Каждую весну Заполярье праздновало "проводы русской зимы", хотя большинство тамошнего населения хохлы. Праздновалось по всем правилам: с горящим чучелом, катанием на оленьих тройках и длинными шутными торговыми рядами с блинами-самоварами. Не хватало только, наверное, медведей с цыганами.
А в одно из последних воскресений мая весь город высыпал на берег Енисея и ждал. Поминутно кто-то вскрикивал, в нетерпении принимая далекую чайку за ледокол. Долгожданный ледоход означал фрукты и сладости с материка и начало лета, когда Енисеюшка из белого становился серым, на местной "лысой горе" обжигал пятки песок, а по берегам росли заросли ромашек. Ледоколов ждали, как в Древней Руси – лодей с товарами, на веслах ходивших с соболями в заморские страны.

-)(-

Человек, никогда не живший на Севере, не знает его магической силы, притягивающей к себе даже стрелку компаса. Я десятки раз могла съездить в командировку в город своего детства. Но я боюсь.
Боюсь, что это будет банальной попыткой вернуться в прошлое. Боюсь увидеть город таким, каким он стал: обшарпанным, полуголодным, заларькованным. Беспощадное зрение взрослого человека ткнет мне в глаза развалившиеся деревянные тротуары, пустоту ломившихся раньше прилавков и английские замки в "кошкином доме" – доме, где жила почти вся родительская геоэкспедиция и никогда не запирались двери.

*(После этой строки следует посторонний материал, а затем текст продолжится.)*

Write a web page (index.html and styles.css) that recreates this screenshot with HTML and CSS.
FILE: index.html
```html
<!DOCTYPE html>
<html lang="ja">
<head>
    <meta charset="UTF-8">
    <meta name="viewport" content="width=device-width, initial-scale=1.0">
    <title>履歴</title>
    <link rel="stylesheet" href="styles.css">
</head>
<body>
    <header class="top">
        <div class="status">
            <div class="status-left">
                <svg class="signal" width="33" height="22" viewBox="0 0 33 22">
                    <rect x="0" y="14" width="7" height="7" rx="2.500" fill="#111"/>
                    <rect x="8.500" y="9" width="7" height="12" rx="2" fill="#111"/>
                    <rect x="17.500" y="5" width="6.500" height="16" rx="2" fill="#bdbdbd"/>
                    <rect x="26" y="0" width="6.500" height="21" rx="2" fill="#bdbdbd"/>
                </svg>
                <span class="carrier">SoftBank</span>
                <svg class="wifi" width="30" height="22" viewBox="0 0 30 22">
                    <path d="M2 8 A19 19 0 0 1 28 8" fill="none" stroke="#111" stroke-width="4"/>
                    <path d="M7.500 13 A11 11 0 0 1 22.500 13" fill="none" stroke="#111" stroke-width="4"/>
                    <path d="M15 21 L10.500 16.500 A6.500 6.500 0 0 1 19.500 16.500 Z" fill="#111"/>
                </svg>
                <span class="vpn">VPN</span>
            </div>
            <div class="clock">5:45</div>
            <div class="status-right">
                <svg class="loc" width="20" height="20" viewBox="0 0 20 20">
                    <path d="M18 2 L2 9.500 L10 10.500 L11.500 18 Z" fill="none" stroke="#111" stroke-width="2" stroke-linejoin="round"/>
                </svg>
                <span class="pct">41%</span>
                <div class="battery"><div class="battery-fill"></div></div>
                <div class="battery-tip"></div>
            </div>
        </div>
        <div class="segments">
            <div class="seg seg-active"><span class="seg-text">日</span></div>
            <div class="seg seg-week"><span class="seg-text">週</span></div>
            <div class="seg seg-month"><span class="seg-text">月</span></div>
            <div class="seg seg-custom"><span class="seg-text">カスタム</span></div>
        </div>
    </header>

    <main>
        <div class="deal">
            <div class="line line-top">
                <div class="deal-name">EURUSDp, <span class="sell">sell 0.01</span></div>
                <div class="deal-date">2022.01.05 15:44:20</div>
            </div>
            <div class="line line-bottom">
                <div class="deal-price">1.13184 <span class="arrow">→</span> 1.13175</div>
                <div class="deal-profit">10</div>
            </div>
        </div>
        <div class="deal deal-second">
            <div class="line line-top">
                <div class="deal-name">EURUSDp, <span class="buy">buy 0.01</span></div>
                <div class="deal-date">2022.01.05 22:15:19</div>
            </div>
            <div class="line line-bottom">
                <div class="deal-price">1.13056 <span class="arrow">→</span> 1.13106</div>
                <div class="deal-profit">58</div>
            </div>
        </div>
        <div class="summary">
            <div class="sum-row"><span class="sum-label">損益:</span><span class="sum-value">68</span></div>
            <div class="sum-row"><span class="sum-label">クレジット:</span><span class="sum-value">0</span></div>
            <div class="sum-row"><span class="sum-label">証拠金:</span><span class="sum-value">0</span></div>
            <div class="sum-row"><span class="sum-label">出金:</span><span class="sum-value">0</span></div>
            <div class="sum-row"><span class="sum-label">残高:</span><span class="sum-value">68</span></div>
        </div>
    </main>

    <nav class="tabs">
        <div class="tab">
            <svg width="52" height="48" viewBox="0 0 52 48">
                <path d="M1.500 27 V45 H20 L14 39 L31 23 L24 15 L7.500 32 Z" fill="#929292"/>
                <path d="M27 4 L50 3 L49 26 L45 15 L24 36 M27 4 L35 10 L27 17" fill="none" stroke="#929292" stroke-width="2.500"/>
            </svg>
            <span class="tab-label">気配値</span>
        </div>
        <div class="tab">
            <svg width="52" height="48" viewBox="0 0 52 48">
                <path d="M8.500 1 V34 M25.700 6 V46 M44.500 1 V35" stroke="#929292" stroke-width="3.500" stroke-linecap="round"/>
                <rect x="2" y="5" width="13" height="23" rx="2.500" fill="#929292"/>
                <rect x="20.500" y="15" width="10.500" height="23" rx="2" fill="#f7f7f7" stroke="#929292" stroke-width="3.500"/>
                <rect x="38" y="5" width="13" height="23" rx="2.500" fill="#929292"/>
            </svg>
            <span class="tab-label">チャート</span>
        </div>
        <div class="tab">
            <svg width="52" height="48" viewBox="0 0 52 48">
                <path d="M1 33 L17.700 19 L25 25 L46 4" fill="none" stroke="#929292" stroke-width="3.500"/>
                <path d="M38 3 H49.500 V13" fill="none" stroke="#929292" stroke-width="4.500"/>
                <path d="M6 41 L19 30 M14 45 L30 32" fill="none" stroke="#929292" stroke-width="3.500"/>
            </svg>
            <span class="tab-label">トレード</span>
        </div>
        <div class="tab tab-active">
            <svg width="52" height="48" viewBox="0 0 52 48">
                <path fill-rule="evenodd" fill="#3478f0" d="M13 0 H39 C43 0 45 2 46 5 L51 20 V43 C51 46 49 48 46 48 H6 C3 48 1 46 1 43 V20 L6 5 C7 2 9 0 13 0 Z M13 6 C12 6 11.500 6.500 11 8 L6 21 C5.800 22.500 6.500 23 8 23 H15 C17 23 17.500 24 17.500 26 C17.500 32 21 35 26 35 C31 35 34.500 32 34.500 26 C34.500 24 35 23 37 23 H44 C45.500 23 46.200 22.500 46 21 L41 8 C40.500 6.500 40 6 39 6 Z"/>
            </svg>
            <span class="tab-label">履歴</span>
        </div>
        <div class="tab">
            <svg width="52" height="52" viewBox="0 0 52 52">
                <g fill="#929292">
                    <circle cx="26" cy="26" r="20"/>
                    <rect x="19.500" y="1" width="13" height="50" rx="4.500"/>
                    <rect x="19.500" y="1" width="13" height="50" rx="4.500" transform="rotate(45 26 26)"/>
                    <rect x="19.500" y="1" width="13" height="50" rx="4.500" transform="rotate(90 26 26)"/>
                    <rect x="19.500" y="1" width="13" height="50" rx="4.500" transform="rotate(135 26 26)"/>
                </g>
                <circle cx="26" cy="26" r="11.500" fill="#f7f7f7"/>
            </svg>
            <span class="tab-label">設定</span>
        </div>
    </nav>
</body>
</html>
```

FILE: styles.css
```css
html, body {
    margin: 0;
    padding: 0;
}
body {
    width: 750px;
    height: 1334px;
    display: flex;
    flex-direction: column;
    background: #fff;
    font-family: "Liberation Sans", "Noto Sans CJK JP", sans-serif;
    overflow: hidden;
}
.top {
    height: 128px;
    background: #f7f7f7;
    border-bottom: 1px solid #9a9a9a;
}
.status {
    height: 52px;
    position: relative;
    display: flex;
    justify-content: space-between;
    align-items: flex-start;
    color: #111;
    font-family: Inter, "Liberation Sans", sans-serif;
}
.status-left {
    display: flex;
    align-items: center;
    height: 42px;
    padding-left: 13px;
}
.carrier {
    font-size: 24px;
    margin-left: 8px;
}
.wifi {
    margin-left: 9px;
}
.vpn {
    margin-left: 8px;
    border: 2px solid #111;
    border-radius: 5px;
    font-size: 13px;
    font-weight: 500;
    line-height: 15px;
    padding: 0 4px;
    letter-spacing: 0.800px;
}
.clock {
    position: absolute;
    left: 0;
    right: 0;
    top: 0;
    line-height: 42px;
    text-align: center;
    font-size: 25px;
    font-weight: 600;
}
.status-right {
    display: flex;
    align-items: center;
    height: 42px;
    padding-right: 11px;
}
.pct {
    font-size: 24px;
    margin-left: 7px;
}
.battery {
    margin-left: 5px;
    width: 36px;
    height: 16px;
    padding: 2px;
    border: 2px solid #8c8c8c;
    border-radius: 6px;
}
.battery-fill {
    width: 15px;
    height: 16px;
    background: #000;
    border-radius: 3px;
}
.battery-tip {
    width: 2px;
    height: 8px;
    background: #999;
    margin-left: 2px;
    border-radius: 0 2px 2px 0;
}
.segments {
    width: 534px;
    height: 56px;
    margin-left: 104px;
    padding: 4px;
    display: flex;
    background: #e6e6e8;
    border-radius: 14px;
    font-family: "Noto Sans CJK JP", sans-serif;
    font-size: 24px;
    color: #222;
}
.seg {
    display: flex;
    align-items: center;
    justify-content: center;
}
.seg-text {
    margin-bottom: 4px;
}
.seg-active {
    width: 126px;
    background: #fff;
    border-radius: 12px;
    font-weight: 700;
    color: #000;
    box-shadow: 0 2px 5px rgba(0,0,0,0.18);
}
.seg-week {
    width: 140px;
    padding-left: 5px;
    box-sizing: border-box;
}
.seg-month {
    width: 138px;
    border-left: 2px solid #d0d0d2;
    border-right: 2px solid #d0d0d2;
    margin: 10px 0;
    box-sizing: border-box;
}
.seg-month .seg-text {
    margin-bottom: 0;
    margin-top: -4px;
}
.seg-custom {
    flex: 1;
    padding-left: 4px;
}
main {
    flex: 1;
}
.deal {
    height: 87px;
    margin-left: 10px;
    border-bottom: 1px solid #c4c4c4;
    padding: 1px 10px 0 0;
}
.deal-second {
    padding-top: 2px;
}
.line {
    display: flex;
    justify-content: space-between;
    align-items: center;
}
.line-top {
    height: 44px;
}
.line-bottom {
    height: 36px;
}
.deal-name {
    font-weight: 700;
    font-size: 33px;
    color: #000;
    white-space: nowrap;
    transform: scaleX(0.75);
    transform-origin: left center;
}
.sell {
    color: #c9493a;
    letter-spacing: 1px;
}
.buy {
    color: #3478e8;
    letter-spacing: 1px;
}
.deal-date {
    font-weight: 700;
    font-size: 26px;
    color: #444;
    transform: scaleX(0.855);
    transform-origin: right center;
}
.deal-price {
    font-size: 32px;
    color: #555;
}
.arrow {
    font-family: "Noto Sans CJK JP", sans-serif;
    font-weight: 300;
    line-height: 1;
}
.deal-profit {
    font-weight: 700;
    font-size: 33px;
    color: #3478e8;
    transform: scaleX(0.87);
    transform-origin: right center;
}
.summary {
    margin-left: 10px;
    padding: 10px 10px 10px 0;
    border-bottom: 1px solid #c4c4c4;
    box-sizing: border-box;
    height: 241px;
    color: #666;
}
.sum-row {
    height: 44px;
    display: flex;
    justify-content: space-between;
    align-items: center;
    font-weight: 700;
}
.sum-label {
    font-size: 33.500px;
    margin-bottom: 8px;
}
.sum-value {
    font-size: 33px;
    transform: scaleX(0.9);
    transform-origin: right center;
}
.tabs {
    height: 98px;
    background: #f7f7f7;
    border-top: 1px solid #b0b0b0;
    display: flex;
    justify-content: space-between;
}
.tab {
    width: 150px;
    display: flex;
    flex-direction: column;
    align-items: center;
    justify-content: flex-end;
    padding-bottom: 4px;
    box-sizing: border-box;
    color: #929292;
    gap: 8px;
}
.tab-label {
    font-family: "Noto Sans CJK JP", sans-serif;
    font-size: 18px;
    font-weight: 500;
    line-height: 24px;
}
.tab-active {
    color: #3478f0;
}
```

Взгляд выхватит китайские пуховики и ларьки с водкой "Жириновский" на месте гномьих "домиков". Но больше всего я боюсь увидеть чужую авоську с мясом за нашим окном...
Дудинка – пыльно-сладкая сосулька, сказка моего детства, осталась где-то там, куда уже не вернуться. Даже Большую Медведицу отсюда видно редко, как гнома из ледяного домика. С Москвой она не на короткой ноге.